-- START --
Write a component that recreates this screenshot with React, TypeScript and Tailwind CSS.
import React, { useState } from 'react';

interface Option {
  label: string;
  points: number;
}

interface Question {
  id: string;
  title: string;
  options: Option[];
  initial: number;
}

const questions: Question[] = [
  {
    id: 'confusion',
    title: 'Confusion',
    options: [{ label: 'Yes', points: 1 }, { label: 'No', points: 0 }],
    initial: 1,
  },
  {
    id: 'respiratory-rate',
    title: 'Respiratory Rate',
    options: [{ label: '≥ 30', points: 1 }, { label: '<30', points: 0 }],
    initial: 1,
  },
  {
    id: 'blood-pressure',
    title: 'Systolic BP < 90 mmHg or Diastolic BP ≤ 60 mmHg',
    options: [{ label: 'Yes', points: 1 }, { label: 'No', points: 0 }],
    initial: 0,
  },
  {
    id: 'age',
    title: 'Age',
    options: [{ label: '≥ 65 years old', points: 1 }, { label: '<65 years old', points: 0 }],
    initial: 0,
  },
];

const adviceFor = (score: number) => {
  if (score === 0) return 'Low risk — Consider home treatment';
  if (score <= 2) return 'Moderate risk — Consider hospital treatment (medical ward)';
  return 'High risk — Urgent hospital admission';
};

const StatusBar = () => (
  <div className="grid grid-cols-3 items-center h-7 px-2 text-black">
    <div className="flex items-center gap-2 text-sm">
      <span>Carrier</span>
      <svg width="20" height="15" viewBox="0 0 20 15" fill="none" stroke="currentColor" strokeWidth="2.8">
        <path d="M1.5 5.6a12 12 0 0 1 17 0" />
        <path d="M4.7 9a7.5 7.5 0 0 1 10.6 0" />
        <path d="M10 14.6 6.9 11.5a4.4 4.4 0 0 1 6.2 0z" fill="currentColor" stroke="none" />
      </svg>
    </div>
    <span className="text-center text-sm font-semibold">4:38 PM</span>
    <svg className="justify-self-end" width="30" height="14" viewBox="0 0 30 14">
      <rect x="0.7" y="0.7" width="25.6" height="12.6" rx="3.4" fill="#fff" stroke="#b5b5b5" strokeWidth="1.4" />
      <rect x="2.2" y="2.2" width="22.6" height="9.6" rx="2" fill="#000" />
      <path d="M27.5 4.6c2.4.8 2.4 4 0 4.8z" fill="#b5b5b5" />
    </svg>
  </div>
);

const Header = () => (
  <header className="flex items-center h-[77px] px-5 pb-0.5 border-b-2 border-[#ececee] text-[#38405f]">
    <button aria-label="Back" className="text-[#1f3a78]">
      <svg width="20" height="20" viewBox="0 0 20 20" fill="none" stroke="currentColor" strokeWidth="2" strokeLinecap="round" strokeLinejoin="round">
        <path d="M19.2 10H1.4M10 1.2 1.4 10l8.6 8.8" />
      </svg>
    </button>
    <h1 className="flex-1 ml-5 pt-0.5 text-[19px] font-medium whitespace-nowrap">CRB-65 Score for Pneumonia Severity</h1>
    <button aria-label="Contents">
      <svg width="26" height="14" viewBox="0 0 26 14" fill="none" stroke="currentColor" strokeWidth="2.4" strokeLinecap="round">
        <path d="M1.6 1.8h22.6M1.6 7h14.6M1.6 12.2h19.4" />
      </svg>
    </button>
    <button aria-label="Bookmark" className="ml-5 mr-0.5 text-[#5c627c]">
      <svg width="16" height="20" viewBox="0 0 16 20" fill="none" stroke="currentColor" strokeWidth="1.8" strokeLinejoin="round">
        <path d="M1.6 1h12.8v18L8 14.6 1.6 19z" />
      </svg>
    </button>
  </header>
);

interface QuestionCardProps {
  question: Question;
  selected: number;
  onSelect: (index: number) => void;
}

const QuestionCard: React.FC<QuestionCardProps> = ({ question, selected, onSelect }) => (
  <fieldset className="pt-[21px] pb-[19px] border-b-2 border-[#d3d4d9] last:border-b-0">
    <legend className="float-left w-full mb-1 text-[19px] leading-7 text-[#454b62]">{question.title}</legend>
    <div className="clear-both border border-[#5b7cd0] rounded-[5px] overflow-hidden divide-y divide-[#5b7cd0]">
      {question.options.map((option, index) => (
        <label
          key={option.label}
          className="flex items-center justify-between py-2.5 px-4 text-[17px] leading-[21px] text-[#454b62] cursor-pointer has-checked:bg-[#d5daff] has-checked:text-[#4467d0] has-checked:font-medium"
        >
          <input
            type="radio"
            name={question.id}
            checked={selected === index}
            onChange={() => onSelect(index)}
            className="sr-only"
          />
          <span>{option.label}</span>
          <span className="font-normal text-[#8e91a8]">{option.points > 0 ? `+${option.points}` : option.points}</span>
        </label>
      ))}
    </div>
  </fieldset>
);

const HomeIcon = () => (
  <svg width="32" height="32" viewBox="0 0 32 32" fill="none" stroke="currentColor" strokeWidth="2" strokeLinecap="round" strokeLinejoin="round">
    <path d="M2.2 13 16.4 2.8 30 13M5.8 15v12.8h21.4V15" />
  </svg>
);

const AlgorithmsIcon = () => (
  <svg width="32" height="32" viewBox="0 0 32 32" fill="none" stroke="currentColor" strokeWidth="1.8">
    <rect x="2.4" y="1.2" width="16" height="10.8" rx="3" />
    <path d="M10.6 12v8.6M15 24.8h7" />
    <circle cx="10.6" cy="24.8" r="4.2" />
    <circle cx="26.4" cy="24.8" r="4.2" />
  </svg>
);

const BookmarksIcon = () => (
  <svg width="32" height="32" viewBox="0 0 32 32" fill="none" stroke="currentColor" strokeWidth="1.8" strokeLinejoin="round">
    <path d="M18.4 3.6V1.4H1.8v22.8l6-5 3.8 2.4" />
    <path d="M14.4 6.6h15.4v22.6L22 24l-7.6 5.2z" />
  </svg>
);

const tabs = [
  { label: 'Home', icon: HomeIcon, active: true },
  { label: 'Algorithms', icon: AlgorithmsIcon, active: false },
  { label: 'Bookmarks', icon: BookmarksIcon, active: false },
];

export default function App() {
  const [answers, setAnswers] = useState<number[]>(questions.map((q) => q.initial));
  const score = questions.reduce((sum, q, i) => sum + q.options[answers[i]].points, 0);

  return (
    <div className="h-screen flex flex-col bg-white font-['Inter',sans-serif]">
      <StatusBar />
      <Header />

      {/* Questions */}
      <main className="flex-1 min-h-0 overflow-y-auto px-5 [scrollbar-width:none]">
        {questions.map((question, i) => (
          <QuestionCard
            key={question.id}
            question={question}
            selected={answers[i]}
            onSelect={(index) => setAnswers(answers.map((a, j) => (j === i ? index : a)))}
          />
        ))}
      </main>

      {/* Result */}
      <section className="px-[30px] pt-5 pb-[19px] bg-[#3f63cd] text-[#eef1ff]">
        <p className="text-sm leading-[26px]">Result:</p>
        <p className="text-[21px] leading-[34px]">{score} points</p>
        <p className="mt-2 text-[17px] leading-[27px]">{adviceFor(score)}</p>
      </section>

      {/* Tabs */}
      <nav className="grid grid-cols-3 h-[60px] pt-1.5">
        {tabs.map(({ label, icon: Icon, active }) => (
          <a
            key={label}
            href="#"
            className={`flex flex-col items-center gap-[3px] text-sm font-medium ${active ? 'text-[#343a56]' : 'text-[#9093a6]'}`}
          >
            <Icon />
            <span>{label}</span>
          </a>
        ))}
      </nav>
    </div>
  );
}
-- END --
[AIM]
Output the data above exactly, please, line for line.

[WORKED SOLUTION]
Write a component that recreates this screenshot with React, TypeScript and Tailwind CSS.
import React, { useState } from 'react';

interface Option {
  label: string;
  points: number;
}

interface Question {
  id: string;
  title: string;
  options: Option[];
  initial: number;
}

const questions: Question[] = [
  {
    id: 'confusion',
    title: 'Confusion',
    options: [{ label: 'Yes', points: 1 }, { label: 'No', points: 0 }],
    initial: 1,
  },
  {
    id: 'respiratory-rate',
    title: 'Respiratory Rate',
    options: [{ label: '≥ 30', points: 1 }, { label: '<30', points: 0 }],
    initial: 1,
  },
  {
    id: 'blood-pressure',
    title: 'Systolic BP < 90 mmHg or Diastolic BP ≤ 60 mmHg',
    options: [{ label: 'Yes', points: 1 }, { label: 'No', points: 0 }],
    initial: 0,
  },
  {
    id: 'age',
    title: 'Age',
    options: [{ label: '≥ 65 years old', points: 1 }, { label: '<65 years old', points: 0 }],
    initial: 0,
  },
];

const adviceFor = (score: number) => {
  if (score === 0) return 'Low risk — Consider home treatment';
  if (score <= 2) return 'Moderate risk — Consider hospital treatment (medical ward)';
  return 'High risk — Urgent hospital admission';
};

const StatusBar = () => (
  <div className="grid grid-cols-3 items-center h-7 px-2 text-black">
    <div className="flex items-center gap-2 text-sm">
      <span>Carrier</span>
      <svg width="20" height="15" viewBox="0 0 20 15" fill="none" stroke="currentColor" strokeWidth="2.8">
        <path d="M1.5 5.6a12 12 0 0 1 17 0" />
        <path d="M4.7 9a7.5 7.5 0 0 1 10.6 0" />
        <path d="M10 14.6 6.9 11.5a4.4 4.4 0 0 1 6.2 0z" fill="currentColor" stroke="none" />
      </svg>
    </div>
    <span className="text-center text-sm font-semibold">4:38 PM</span>
    <svg className="justify-self-end" width="30" height="14" viewBox="0 0 30 14">
      <rect x="0.7" y="0.7" width="25.6" height="12.6" rx="3.4" fill="#fff" stroke="#b5b5b5" strokeWidth="1.4" />
      <rect x="2.2" y="2.2" width="22.6" height="9.6" rx="2" fill="#000" />
      <path d="M27.5 4.6c2.4.8 2.4 4 0 4.8z" fill="#b5b5b5" />
    </svg>
  </div>
);

const Header = () => (
  <header className="flex items-center h-[77px] px-5 pb-0.5 border-b-2 border-[#ececee] text-[#38405f]">
    <button aria-label="Back" className="text-[#1f3a78]">
      <svg width="20" height="20" viewBox="0 0 20 20" fill="none" stroke="currentColor" strokeWidth="2" strokeLinecap="round" strokeLinejoin="round">
        <path d="M19.2 10H1.4M10 1.2 1.4 10l8.6 8.8" />
      </svg>
    </button>
    <h1 className="flex-1 ml-5 pt-0.5 text-[19px] font-medium whitespace-nowrap">CRB-65 Score for Pneumonia Severity</h1>
    <button aria-label="Contents">
      <svg width="26" height="14" viewBox="0 0 26 14" fill="none" stroke="currentColor" strokeWidth="2.4" strokeLinecap="round">
        <path d="M1.6 1.8h22.6M1.6 7h14.6M1.6 12.2h19.4" />
      </svg>
    </button>
    <button aria-label="Bookmark" className="ml-5 mr-0.5 text-[#5c627c]">
      <svg width="16" height="20" viewBox="0 0 16 20" fill="none" stroke="currentColor" strokeWidth="1.8" strokeLinejoin="round">
        <path d="M1.6 1h12.8v18L8 14.6 1.6 19z" />
      </svg>
    </button>
  </header>
);

interface QuestionCardProps {
  question: Question;
  selected: number;
  onSelect: (index: number) => void;
}

const QuestionCard: React.FC<QuestionCardProps> = ({ question, selected, onSelect }) => (
  <fieldset className="pt-[21px] pb-[19px] border-b-2 border-[#d3d4d9] last:border-b-0">
    <legend className="float-left w-full mb-1 text-[19px] leading-7 text-[#454b62]">{question.title}</legend>
    <div className="clear-both border border-[#5b7cd0] rounded-[5px] overflow-hidden divide-y divide-[#5b7cd0]">
      {question.options.map((option, index) => (
        <label
          key={option.label}
          className="flex items-center justify-between py-2.5 px-4 text-[17px] leading-[21px] text-[#454b62] cursor-pointer has-checked:bg-[#d5daff] has-checked:text-[#4467d0] has-checked:font-medium"
        >
          <input
            type="radio"
            name={question.id}
            checked={selected === index}
            onChange={() => onSelect(index)}
            className="sr-only"
          />
          <span>{option.label}</span>
          <span className="font-normal text-[#8e91a8]">{option.points > 0 ? `+${option.points}` : option.points}</span>
        </label>
      ))}
    </div>
  </fieldset>
);

const HomeIcon = () => (
  <svg width="32" height="32" viewBox="0 0 32 32" fill="none" stroke="currentColor" strokeWidth="2" strokeLinecap="round" strokeLinejoin="round">
    <path d="M2.2 13 16.4 2.8 30 13M5.8 15v12.8h21.4V15" />
  </svg>
);

const AlgorithmsIcon = () => (
  <svg width="32" height="32" viewBox="0 0 32 32" fill="none" stroke="currentColor" strokeWidth="1.8">
    <rect x="2.4" y="1.2" width="16" height="10.8" rx="3" />
    <path d="M10.6 12v8.6M15 24.8h7" />
    <circle cx="10.6" cy="24.8" r="4.2" />
    <circle cx="26.4" cy="24.8" r="4.2" />
  </svg>
);

const BookmarksIcon = () => (
  <svg width="32" height="32" viewBox="0 0 32 32" fill="none" stroke="currentColor" strokeWidth="1.8" strokeLinejoin="round">
    <path d="M18.4 3.6V1.4H1.8v22.8l6-5 3.8 2.4" />
    <path d="M14.4 6.6h15.4v22.6L22 24l-7.6 5.2z" />
  </svg>
);

const tabs = [
  { label: 'Home', icon: HomeIcon, active: true },
  { label: 'Algorithms', icon: AlgorithmsIcon, active: false },
  { label: 'Bookmarks', icon: BookmarksIcon, active: false },
];

export default function App() {
  const [answers, setAnswers] = useState<number[]>(questions.map((q) => q.initial));
  const score = questions.reduce((sum, q, i) => sum + q.options[answers[i]].points, 0);

  return (
    <div className="h-screen flex flex-col bg-white font-['Inter',sans-serif]">
      <StatusBar />
      <Header />

      {/* Questions */}
      <main className="flex-1 min-h-0 overflow-y-auto px-5 [scrollbar-width:none]">
        {questions.map((question, i) => (
          <QuestionCard
            key={question.id}
            question={question}
            selected={answers[i]}
            onSelect={(index) => setAnswers(answers.map((a, j) => (j === i ? index : a)))}
          />
        ))}
      </main>

      {/* Result */}
      <section className="px-[30px] pt-5 pb-[19px] bg-[#3f63cd] text-[#eef1ff]">
        <p className="text-sm leading-[26px]">Result:</p>
        <p className="text-[21px] leading-[34px]">{score} points</p>
        <p className="mt-2 text-[17px] leading-[27px]">{adviceFor(score)}</p>
      </section>

      {/* Tabs */}
      <nav className="grid grid-cols-3 h-[60px] pt-1.5">
        {tabs.map(({ label, icon: Icon, active }) => (
          <a
            key={label}
            href="#"
            className={`flex flex-col items-center gap-[3px] text-sm font-medium ${active ? 'text-[#343a56]' : 'text-[#9093a6]'}`}
          >
            <Icon />
            <span>{label}</span>
          </a>
        ))}
      </nav>
    </div>
  );
}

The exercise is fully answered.